Primeiro, isso pode significar confronto com comerciantes, certificando-se de contestar a colocação desses livros e de todas as obras publicadas pela “Black House” nas prateleiras. Estas são particularmente perniciosas, e, portanto, pode ser utilizado o argumento de que eles estão enganando os leitores do livro em questão. A “Amazon” nunca foi a mais responsiva à pressão da opinião pública, mas eles tiraram todas as mercadorias da “Bandeira Confederada” (Confederate Flag) durante a recente controvérsia, então isso poderia ajudar. O envio de e-mails para as pessoas no atendimento ao cliente é bom, mas ele precisa de uma campanha coordenada em larga escala para ser eficaz. Também será útil indicar em opiniões e comentários sobre os produtos exatamente o que é o livro, pois, como você vai notar, nessas grandes situações de varejo, a maioria dos compradores não tem nenhuma ideia do que exatamente está comprando.

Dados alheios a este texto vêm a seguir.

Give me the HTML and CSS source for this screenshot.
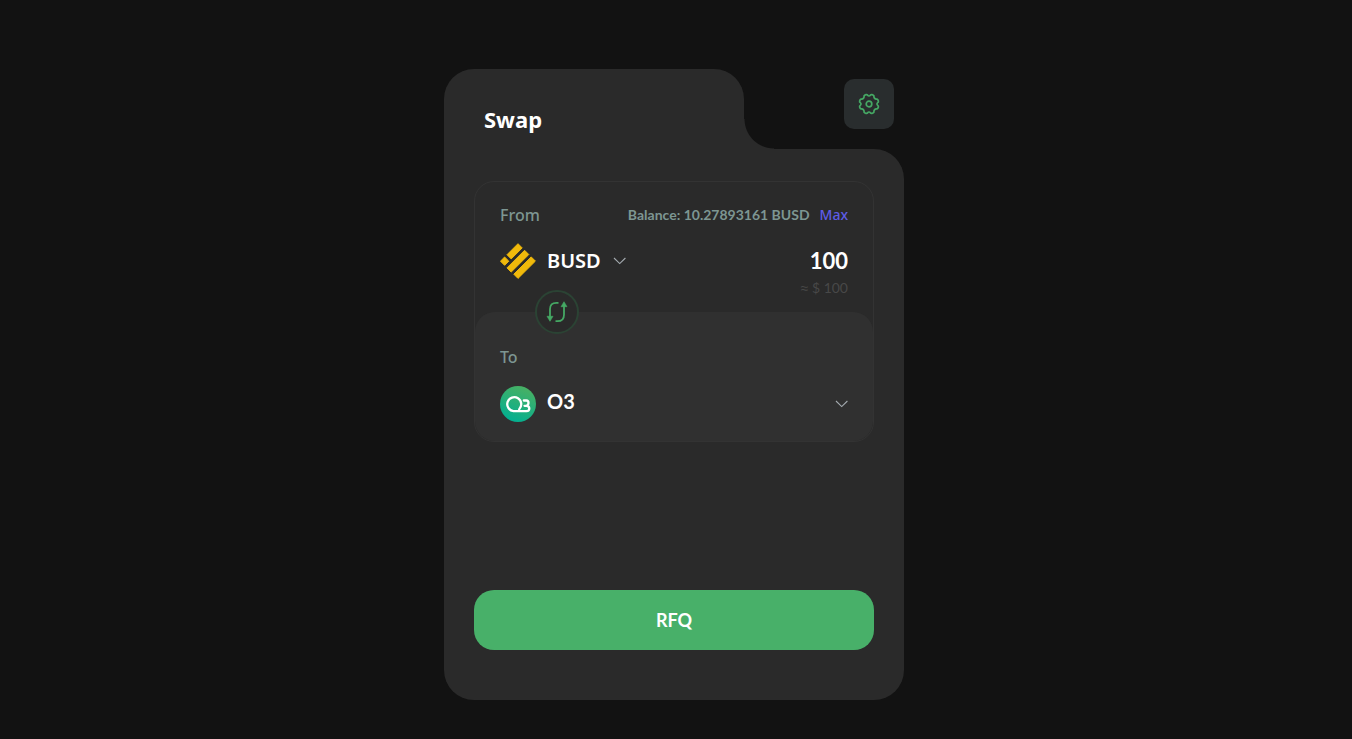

A forma mais eficaz para enfrentar este tipo de infiltração é criar um núcleo antifascista muito visceral para projetos organizativos anarquistas, educando e agitando em torno de questões como o racismo e o nacionalismo, e continuar a enfrentar e não permitir a entrada da extrema-direita. Estes livros são um exemplo claro disso, mas podemos continuar a fechar as portas para eles, dando a nossos movimentos uma fundação na luta antifascista.
Tradução > AnarcaFem
Notas da tradução:
[1] Termos como nacional-anarquismo, anarcomonarquismo, anarcocapitalismo e similares foram postos entre aspas na tradução, uma vez que tais coisas não existem e são uma afronta a todos os anarquistas que dedicaram e deram suas vidas pela libertação dos oprimidos perante estes Sistemas.
[2] Vem de Libertarianismo, tendência neoliberal que nada tem a ver com a lógica libertária. Nos EUA, tem sua materialização no “Partido Libertário”, que concorre às eleições defendendo o livre mercado e o Estado mínimo.
[3] Refere-se a uma tendência que também vemos por aqui no Brasil, com fascistas não se dizendo nem de direita e nem de esquerda apelando ao populismo, mas que continuam defendendo um projeto de direita. Mesma tendência e discurso que o nazismo se utilizou para chegar ao poder.